Visitor reinforces link between Wareham, Japan

Originally published in the Wareham Courier/Wicked Local Wareham, and included here with permission. Click here to view the original article. Our thanks to the Wareham Courier for their coverage of community issues in Wareham!

By Chris Shott

Posted Oct. 15, 2015 at 1:41 PM

WAREHAM – You just never know who’s going to stop in town for a visit.

On a recent gray and blustery Saturday afternoon, members of the Wareham Historical Society hosted the representative of a Japanese community with ancient connections to Wareham at the Captain John Kendrick Maritime Museum on Main Street for an “unofficial” visit and tour of the facility. The purpose of the get-together was for the Japanese museum keeper to continue his research in the United States in preparation for a major historical commemoration in Kushimoto, Japan.

unnamedHayato Sakurai is curator of the Tajii Historical Archives in Wakayama, Japan, and was formerly employed for several years at the New Bedford Whaling Museum. He is visiting America at the behest of Katsumasa Tashima, mayor of Kushimoto, who is seeking to enhance that community’s 225th commemoration in 2016 of the expedition of Captain Jonathan Kendrick of Wareham to Japan (and ultimately that nation’s entry into the international community) with historical documents and artifacts.

Sakurai appeared in Wareham on Saturday, Oct. 3, along with Jonathan Olly, Ph.D. of Providence, a public historian and research fellow at the Newport (R.I.) Restoration Foundation. They were joined by author Scott Ridley, whose book titled “Morning of Fire” detailed Kendrick’s travels to Japan.

Sakurai was greeted warmly by WHS President Angela Dunham, Vice President Mary Hull and members Mac Phinney and Cathy Phinney, who all offered him their support and cooperation. Sakurai said Mayor Tashima had asked him “to commence exploration of artifacts dealing with Captain Kendrick and to study the 1791 event to tie it into next year’s commemoration.”

“This is an unofficial visit,” Sakurai said. “I am here to see if there is anything I can bring back to Kushimoto” in preparation for next year’s festivities.

Kendrick captained the Lady Washington in 1791 when it docked in Kushimoto to open trade relations, a full six decades before U.S. Commodore Matthew Perry visited Japan and is historically credited for opening diplomatic relations with that nation. Although Ridley said Kendrick’s saga “is lost in history,” he is considered by most historians to be the first American to display the Stars and Stripes in Japan.

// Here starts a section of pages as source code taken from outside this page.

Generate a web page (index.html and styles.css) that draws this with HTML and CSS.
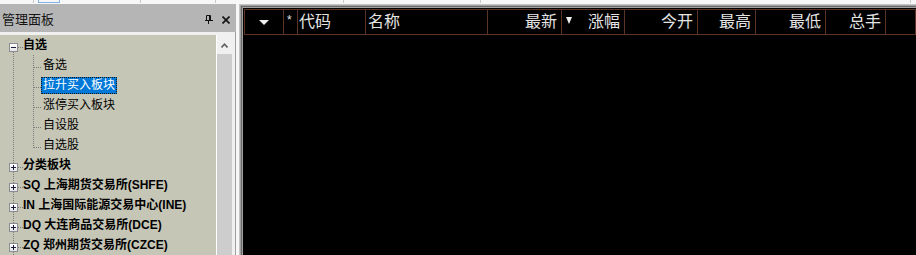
FILE: index.html
```html
<!DOCTYPE html>
<html lang="zh-CN">
<head>
<meta charset="utf-8">
<title>管理面板</title>
<link rel="stylesheet" href="styles.css">
</head>
<body>
<div class="top">
  <span class="mark m1"></span>
  <span class="tabbox"></span>
  <span class="mark m2"></span>
  <span class="mark m3"></span>
  <span class="mark m4"></span>
  <span class="mark m5"></span>
  <span class="mark m6"></span>
</div>
<div class="main">
  <div class="panel">
    <div class="titlebar">
      <span class="title">管理面板</span>
      <span class="tools">
        <svg class="pin" width="8" height="9" viewBox="0 0 8 9">
          <path d="M1.5 0.5H5.5V5.5M1.5 0.5V5.5" fill="none" stroke="#111" stroke-width="1"/>
          <rect x="4" y="0" width="1" height="6" fill="#111"/>
          <rect x="0" y="5" width="8" height="1" fill="#111"/>
          <rect x="3" y="6" width="1" height="3" fill="#111"/>
        </svg>
        <svg class="close" width="8" height="8" viewBox="0 0 8 8">
          <path d="M0.5 0.5L7.5 7.5M7.5 0.5L0.5 7.5" stroke="#111" stroke-width="1.6" fill="none"/>
        </svg>
      </span>
    </div>
    <div class="pbody">
      <div class="tree">
        <div class="row root"><span class="box minus"></span><span class="label">自选</span></div>
        <div class="children">
          <div class="row child"><span class="label">备选</span></div>
          <div class="row child"><span class="label sel">拉升买入板块</span></div>
          <div class="row child"><span class="label">涨停买入板块</span></div>
          <div class="row child"><span class="label">自设股</span></div>
          <div class="row child"><span class="label">自选股</span></div>
        </div>
        <div class="row root"><span class="box plus"></span><span class="label">分类板块</span></div>
        <div class="row root"><span class="box plus"></span><span class="label">SQ 上海期货交易所(SHFE)</span></div>
        <div class="row root"><span class="box plus"></span><span class="label">IN 上海国际能源交易中心(INE)</span></div>
        <div class="row root"><span class="box plus"></span><span class="label">DQ 大连商品交易所(DCE)</span></div>
        <div class="row root"><span class="box plus"></span><span class="label">ZQ 郑州期货交易所(CZCE)</span></div>
      </div>
      <div class="vline"></div>
      <div class="scroll">
        <div class="sbtn">
          <svg width="7" height="5" viewBox="0 0 7 5"><path d="M0.5 4.5L3.5 1.2L6.5 4.5" fill="none" stroke="#606060" stroke-width="1.6"/></svg>
        </div>
        <div class="strack"></div>
      </div>
    </div>
  </div>
  <div class="right">
    <div class="frame">
      <div class="header">
        <div class="c w1 center"><span class="tri-wide"></span></div>
        <div class="c w2 star"><span class="ast">*</span></div>
        <div class="c w3 left1">代码</div>
        <div class="c w4 left2">名称</div>
        <div class="c w5 r">最新</div>
        <div class="c w6 r"><span class="tri-small"></span><span class="push">涨幅</span></div>
        <div class="c w7 r">今开</div>
        <div class="c w8 r">最高</div>
        <div class="c w9 r">最低</div>
        <div class="c w10 r">总手</div>
        <div class="c w11"></div>
      </div>
    </div>
  </div>
</div>
</body>
</html>
```
FILE: styles.css
```css
html, body {
  margin: 0;
  padding: 0;
}
body {
  width: 916px;
  height: 255px;
  overflow: hidden;
  background: #f0f0f0;
  font-family: "Liberation Sans", "Noto Sans CJK SC", sans-serif;
}

/* top strip */
.top {
  height: 4px;
  display: flex;
  background: #f7f7f7;
}
.mark {
  width: 1px;
  height: 3px;
  background: #c8c8c8;
  flex: none;
}
.m1 { margin-left: 33px; }
.tabbox {
  flex: none;
  width: 22px;
  height: 3px;
  box-sizing: border-box;
  border: 1px solid #7eb4ea;
  border-top: 0;
  margin-left: 4px;
}
.m2 { margin-left: 80px; }
.m3 { margin-left: 74px; }
.m4 { margin-left: 127px; }
.m5 { margin-left: 136px; }
.m6 { margin-left: 429px; }

.main {
  display: flex;
  height: 251px;
}

/* left panel */
.panel {
  width: 236px;
  flex: none;
  display: flex;
  flex-direction: column;
}
.titlebar {
  height: 28px;
  flex: none;
  background: #b5b5b5;
  display: flex;
  align-items: center;
  justify-content: space-between;
  padding: 0 6px 0 2px;
}
.title {
  font-family: "Noto Sans CJK SC", sans-serif;
  font-size: 13px;
  line-height: 16px;
  color: #141414;
  margin-top: 2px;
}
.tools {
  display: flex;
  align-items: center;
  gap: 9px;
  margin-top: 3px;
}
.tools svg { display: block; }

.pbody {
  flex: 1;
  min-height: 0;
  display: flex;
  padding-top: 3px;
  padding-right: 3px;
  background: #f0f0f0;
  border-right: 1px solid #a0a0a0;
}
.tree {
  width: 216px;
  flex: none;
  overflow: hidden;
  background:
    repeating-linear-gradient(to bottom, #7c7c7c 0 1px, transparent 1px 2px) 13px 17px / 1px 100% no-repeat,
    #c6c6b6;
}
.vline {
  width: 1px;
  flex: none;
  background: #ffffff;
}
.scroll {
  width: 15px;
  flex: none;
  display: flex;
  flex-direction: column;
}
.sbtn {
  height: 19px;
  flex: none;
  display: flex;
  align-items: center;
  justify-content: center;
  padding-top: 2px;
  box-sizing: border-box;
}
.sbtn svg { display: block; }
.strack {
  flex: 1;
  background: #cdcdcd;
}

/* tree rows */
.row {
  height: 20px;
  display: flex;
  align-items: flex-start;
}
.root {
  padding-left: 9px;
  background: repeating-linear-gradient(to right, #7c7c7c 0 1px, transparent 1px 2px) 18px 12px / 5px 1px no-repeat;
}
.children {
  background: repeating-linear-gradient(to bottom, #7c7c7c 0 1px, transparent 1px 2px) 33px 0 / 1px 93px no-repeat;
}
.child {
  padding-left: 41px;
  background: repeating-linear-gradient(to right, #7c7c7c 0 1px, transparent 1px 2px) 34px 12px / 7px 1px no-repeat;
}
.box {
  flex: none;
  width: 9px;
  height: 9px;
  margin-top: 8px;
  box-sizing: border-box;
  border: 1px solid #8c8c94;
}
.minus {
  background:
    linear-gradient(#1c1c3c, #1c1c3c) center / 5px 1px no-repeat,
    linear-gradient(#ffffff, #e4e4e4);
}
.plus {
  background:
    linear-gradient(#1c1c3c, #1c1c3c) center / 5px 1px no-repeat,
    linear-gradient(#1c1c3c, #1c1c3c) center / 1px 5px no-repeat,
    linear-gradient(#ffffff, #e4e4e4);
}
.label {
  margin-top: 2px;
  height: 17px;
  box-sizing: border-box;
  line-height: 15px;
  border: 1px solid transparent;
  padding: 0 1px;
  white-space: nowrap;
  font-size: 12px;
  color: #000;
}
.root .label {
  font-weight: bold;
  margin-left: 3px;
}
.sel {
  background: #0078d7;
  color: #ffffff;
  border: 1px dotted #1a1a1a;
}

/* right grid */
.right {
  flex: 1;
  padding-left: 3px;
  background: #f7f7f7;
}
.frame {
  height: 100%;
  box-sizing: border-box;
  background: #000;
  padding: 5px 0 0 5px;
  box-shadow:
    inset 1px 1px 0 #c4c4c4,
    inset 2px 2px 0 #a0a0a0,
    inset 3px 3px 0 #6a6a6a,
    inset 4px 4px 0 #a0a0a0;
}
.header {
  display: flex;
  height: 26px;
  box-sizing: border-box;
  border: 1px solid #5c3424;
  border-right: 0;
  color: #e4e4e4;
  font-family: "Noto Sans CJK SC", sans-serif;
  font-size: 16px;
  line-height: 20px;
  overflow: hidden;
}
.c {
  flex: none;
  box-sizing: border-box;
  height: 24px;
  border-right: 1px solid #5c3424;
  display: flex;
  align-items: flex-start;
  white-space: nowrap;
}
.w1 { width: 39px; }
.w2 { width: 14px; }
.w3 { width: 68px; }
.w4 { width: 122px; }
.w5 { width: 74px; }
.w6 { width: 63px; }
.w7 { width: 73px; }
.w8 { width: 58px; }
.w9 { width: 70px; }
.w10 { width: 60px; }
.w11 { flex: 1; }
.center { justify-content: center; }
.r { justify-content: flex-end; padding-right: 4px; }
.left1 { padding-left: 1px; }
.left2 { padding-left: 2px; }
.star { padding-left: 3px; }
.ast {
  font-family: "Liberation Sans", sans-serif;
  font-size: 12px;
  line-height: 20px;
}
.tri-wide {
  width: 0;
  height: 0;
  margin-top: 10px;
  border-left: 5px solid transparent;
  border-right: 5px solid transparent;
  border-top: 5px solid #f0f0f0;
}
.tri-small {
  width: 0;
  height: 0;
  margin-top: 7px;
  margin-left: 4px;
  border-left: 3px solid transparent;
  border-right: 3px solid transparent;
  border-top: 7px solid #f0f0f0;
}
.push { margin-left: auto; }
```
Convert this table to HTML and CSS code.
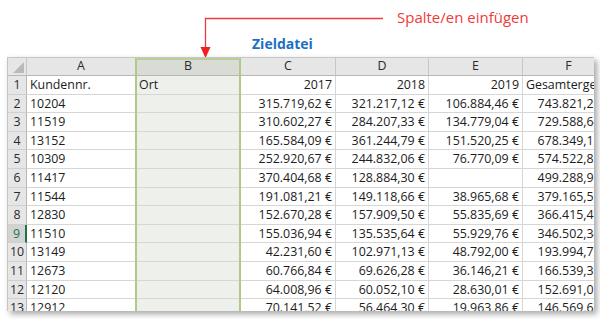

Ridley said Kendrick exhibited “incredible audacity” in making contact with the Japanese people at a time when that nation was considered off-limits except to minimal access to representatives of The Netherlands. Ridley also said Kendrick was a “nefarious character,” winning considerable acclaim for his exploits as a privateer for the fledgling United States during the American Revolutionary War.

The Kendrick family lived for a lengthy period on Main Street at the current site of the Kendrick Museum. Ridley said Kendrick purchased the property with proceeds he received from the King of France for commandeering British ships during the Revolutionary War.

Sakurai was granted a tour of the Kendrick Museum by Dunham and the other WHS volunteers and presented with some printed materials for the Kushimoto exhibition next year. The locals also shared their experiences of last year’s “Summer of Celebration” commemoration in Wareham and suggested that he relay those reminisces to his Japanese sponsors.

The Captain Jonathan Kendrick Maritime Museum is located at 124 Main St. and is one of four properties in Wareham overseen by the Historical Society. The museum is open for most of the year by invitation only.